The 1000MPH objective

The project has 4 prime objectives
1. To inspire a next generation of engineers
2. To provide an iconic programme with student access
3. To reach 1000mph
4. To generate substantial publicity and awareness for our sponsors.

If we fail to reach 1000mph then we will have failed objective 3.

What is it like to travel at supersonic speeds/1000mph?

Mach 1.4 is at the outset an incredibly demanding programme, the more so because it is 40% faster than the ThrustSSC record. In short we don’t know how much more difficult it will turn out to be because there is no experience. Mach 1 was an incredible achievement and an iconic one because it was judged impossible – once we get to grips with operating the BLOODHOUND SSC, we’ll all be able to make a judgement. My guess is that it will turn out to be a lot harder - and the decision making in years 2010 and 2011 will be very difficult indeed - but that’s pioneering for you.

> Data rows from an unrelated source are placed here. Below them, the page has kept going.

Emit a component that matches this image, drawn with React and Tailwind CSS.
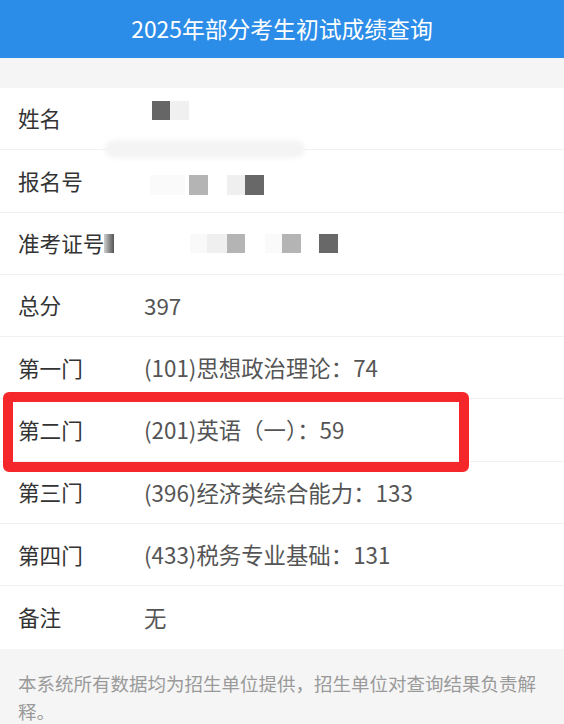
import React from "react";

const font = { fontFamily: '"Noto Sans CJK SC", "Noto Sans", sans-serif' };

function Row({ label, value, children, last }) {
  return (
    <div className={`relative flex h-[62.3px] items-center ${last ? "" : "border-b border-[#f1f1f1]"}`}>
      <div className="flex w-[144px] items-center pl-[18px] text-[21.6px] text-[#333333]">{label}</div>
      {value ? <div className="text-[22.4px] text-[#555555]">{value}</div> : children}
    </div>
  );
}

const B = ({ c, w = "w-[19px]" }) => <div className={`h-[19px] ${w} ${c}`} />;

export default function App() {
  return (
    <div className="relative w-[564px] h-[724px] overflow-hidden bg-white" style={font}>
      <div className="flex h-[58px] items-center justify-center bg-[#2c8de8] text-[22.8px] text-white">
        2025年部分考生初试成绩查询
      </div>
      <div className="h-[30px] bg-[#f5f5f5]" />
      <div className="flex flex-col">
        <Row label="姓名">
          <div className="mb-[17px] ml-[8px] flex">
            <B c="bg-[#666666]" w="w-[18px]" />
            <B c="bg-[#f0f0f0]" />
          </div>
          <div className="absolute left-[105px] top-[52px] h-[18px] w-[200px] rounded-full bg-[#f4f4f4] blur-[2px]" />
        </Row>
        <Row label="报名号">
          <div className="mt-[9px] ml-[6px] flex h-[20px] items-stretch">
            <div className="w-[35px] bg-[#fafafa]" />
            <div className="ml-[4px] w-[19px] bg-[#b4b4b4]" />
            <div className="ml-[19px] w-[18px] bg-[#efefef]" />
            <div className="w-[19px] bg-[#686868]" />
          </div>
        </Row>
        <Row
          label={
            <>
              <span>准考证号</span>
              <span className="h-[19px] w-[10px] bg-gradient-to-r from-[#d0d0d0] to-[#555555]" />
            </>
          }
        >
          <div className="ml-[46px] flex">
            <B c="bg-[#f9f9f9]" w="w-[17px]" />
            <B c="bg-[#efefef]" w="w-[20px]" />
            <B c="bg-[#b4b4b4]" w="w-[18px]" />
            <div className="w-[20px]" />
            <B c="bg-[#fafafa]" w="w-[17px]" />
            <B c="bg-[#b4b4b4]" />
            <div className="w-[18px]" />
            <B c="bg-[#686868]" />
          </div>
        </Row>
        <Row label="总分" value="397" />
        <Row label="第一门" value="(101)思想政治理论：74" />
        <Row label="第二门" value="(201)英语（一）：59" />
        <Row label="第三门" value="(396)经济类综合能力：133" />
        <Row label="第四门" value="(433)税务专业基础：131" />
        <Row label="备注" value="无" last />
      </div>
      <div className="h-full bg-[#f5f5f5] px-[18px] pt-[20px] text-[18.5px] leading-[28px] text-[#9a9a9a]">
        本系统所有数据均为招生单位提供，招生单位对查询结果负责解释。
      </div>
      <div className="absolute left-[3px] top-[392px] h-[80px] w-[466px] rounded-[6px] border-[10px] border-[#f5272b]" />
    </div>
  );
}
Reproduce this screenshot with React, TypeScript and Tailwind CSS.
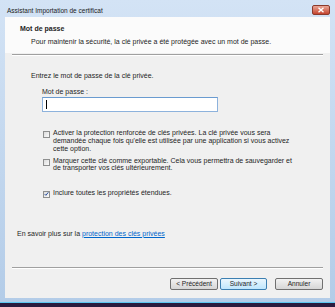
function Checkbox({ checked }: { checked?: boolean }) {
  return (
    <div className="mt-[2px] w-[7px] h-[7px] shrink-0 border border-[#8e8f8f] bg-gradient-to-br from-[#dcdcdc] to-[#fbfbfb] flex items-center justify-center">
      {checked && (
        <svg width="6" height="6" viewBox="0 0 6 6">
          <path d="M0.8 3.1 L2.3 4.6 L5.2 0.9" stroke="#2a4f9c" strokeWidth="1.2" fill="none" />
        </svg>
      )}
    </div>
  );
}

function Button({ label, focused }: { label: string; focused?: boolean }) {
  return (
    <div
      className={
        focused
          ? "w-[47px] h-[12px] rounded-[2px] border border-[#3c7fb1] bg-gradient-to-b from-[#eaf6fd] to-[#bee6fd] flex items-center justify-center text-[6.6px] text-[#1e1e1e]"
          : "w-[48px] h-[12px] rounded-[2px] border border-[#707070] bg-gradient-to-b from-[#f2f2f2] to-[#d6d6d6] flex items-center justify-center text-[6.6px] text-[#1e1e1e]"
      }
    >
      {label}
    </div>
  );
}

export default function App() {
  return (
    <div
      className="w-[335px] h-[307px] overflow-hidden bg-[#2b1b3f]"
      style={{ fontFamily: '"Liberation Sans", Arial, sans-serif' }}
    >
      <div className="h-[303px] flex flex-col bg-gradient-to-b from-[#d3e3f5] to-[#b3cce8] border-b border-[#5cc8f2]">
        {/* title bar */}
        <div className="h-[17px] shrink-0 flex items-start justify-between pl-[7px] pr-[5px]">
          <span className="mt-[6px] text-[6.5px] leading-[9px] text-[#1a1a1a]">
            Assistant Importation de certificat
          </span>
          <div className="mt-[5px] w-[18px] h-[10px] rounded-[2px] border border-[#8a3a2c] bg-gradient-to-b from-[#e9a596] to-[#c4432e] flex items-center justify-center">
            <svg width="8" height="6" viewBox="0 0 8 6">
              <path d="M1.5 0.8 L6.5 5.2 M6.5 0.8 L1.5 5.2" stroke="#ffffff" strokeWidth="1.4" />
            </svg>
          </div>
        </div>

        {/* client area */}
        <div className="flex-1 mx-[5px] mb-[4px] bg-[#f0f0f0] flex flex-col text-[7px] leading-[7.7px] text-[#1e1e1e]">
          <div className="h-[36px] shrink-0 bg-[#fbfbfb] pl-[15px] pt-[8px]">
            <div className="font-bold">Mot de passe</div>
            <div className="mt-[5px] ml-[11px]">
              Pour maintenir la sécurité, la clé privée a été protégée avec un mot de passe.
            </div>
          </div>
          <div className="mt-[1px] mx-[7px] h-[2px] border-t border-[#a0a0a0] border-b border-b-white" />

          <div className="ml-[26px] mt-[16px]">Entrez le mot de passe de la clé privée.</div>
          <div className="ml-[37px] mt-[8px]">Mot de passe :</div>
          <div className="ml-[37px] mt-[2px] w-[176px] h-[15px] bg-white border border-[#8db2dc] border-t-[#6a9bd0] flex items-center pl-[3px]">
            <div className="w-[1px] h-[9px] bg-black" />
          </div>

          <div className="ml-[38px] mt-[17px] flex gap-[3px]">
            <Checkbox />
            <div>
              Activer la protection renforcée de clés privées. La clé privée vous sera
              <br />
              demandée chaque fois qu'elle est utilisée par une application si vous activez
              <br />
              cette option.
            </div>
          </div>
          <div className="ml-[38px] mt-[4px] flex gap-[3px]">
            <Checkbox />
            <div>
              Marquer cette clé comme exportable. Cela vous permettra de sauvegarder et
              <br />
              de transporter vos clés ultérieurement.
            </div>
          </div>
          <div className="ml-[38px] mt-[17px] flex gap-[3px]">
            <Checkbox checked />
            <div>Inclure toutes les propriétés étendues.</div>
          </div>

          <div className="ml-[12px] mt-[32px]">
            En savoir plus sur la{" "}
            <span className="text-[#0066cc] underline">protection des clés privées</span>
          </div>

          <div className="mt-[29px] mx-[7px] h-[2px] border-t border-[#a0a0a0] border-b border-b-white" />

          <div className="mt-[9px] mr-[7px] flex justify-end">
            <div className="flex gap-[2px]">
              <Button label="< Précédent" />
              <Button label="Suivant >" focused />
            </div>
            <div className="ml-[8px]">
              <Button label="Annuler" />
            </div>
          </div>
        </div>
      </div>
    </div>
  );
}
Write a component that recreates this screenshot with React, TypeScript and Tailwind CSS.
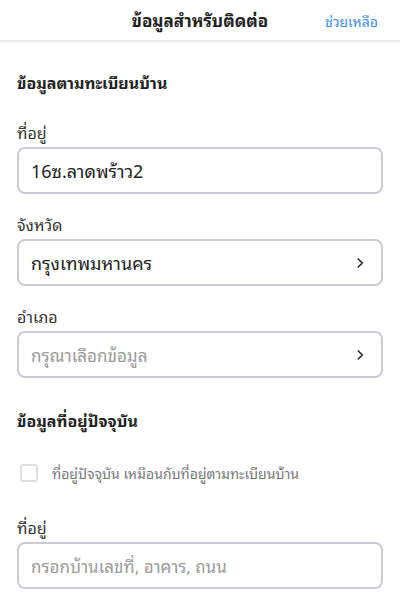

We are going to find out the hard way …….

R&D

BLOODHOUND is going to be very different to ThrustSSC. With ThrustSSC we were restricted to 30-year-old prime technology and we seldom had budgets to create new solutions. Our innovation had to be very simple and practical. With BLOODHOUND we have the objective of creating an iconic project and that means using the most advanced technology available – otherwise we are not inspiring the engineers.  This means that a great number of advances are likely to be made on the way and will be made available to our internet followers as they happen. Already during the research programme we are beginning to develop new technologies which are of great interest to the MOD.

In short, whilst ThrustSSC was unlikely to develop much in the way of new technology because of its reliance on older technology – BLOODHOUND SSC is likely to develop plenty.

What happens to the car after the project?

All depends on how well we do. Failure means that there won’t be a ready home for the car. It’s a big beast and it need a lot of cleaning so it’s not something you can stick in a garage at home.

The car will belong to the team and my guess is that it will end up in a museum like Thrust2 and ThrustSSC.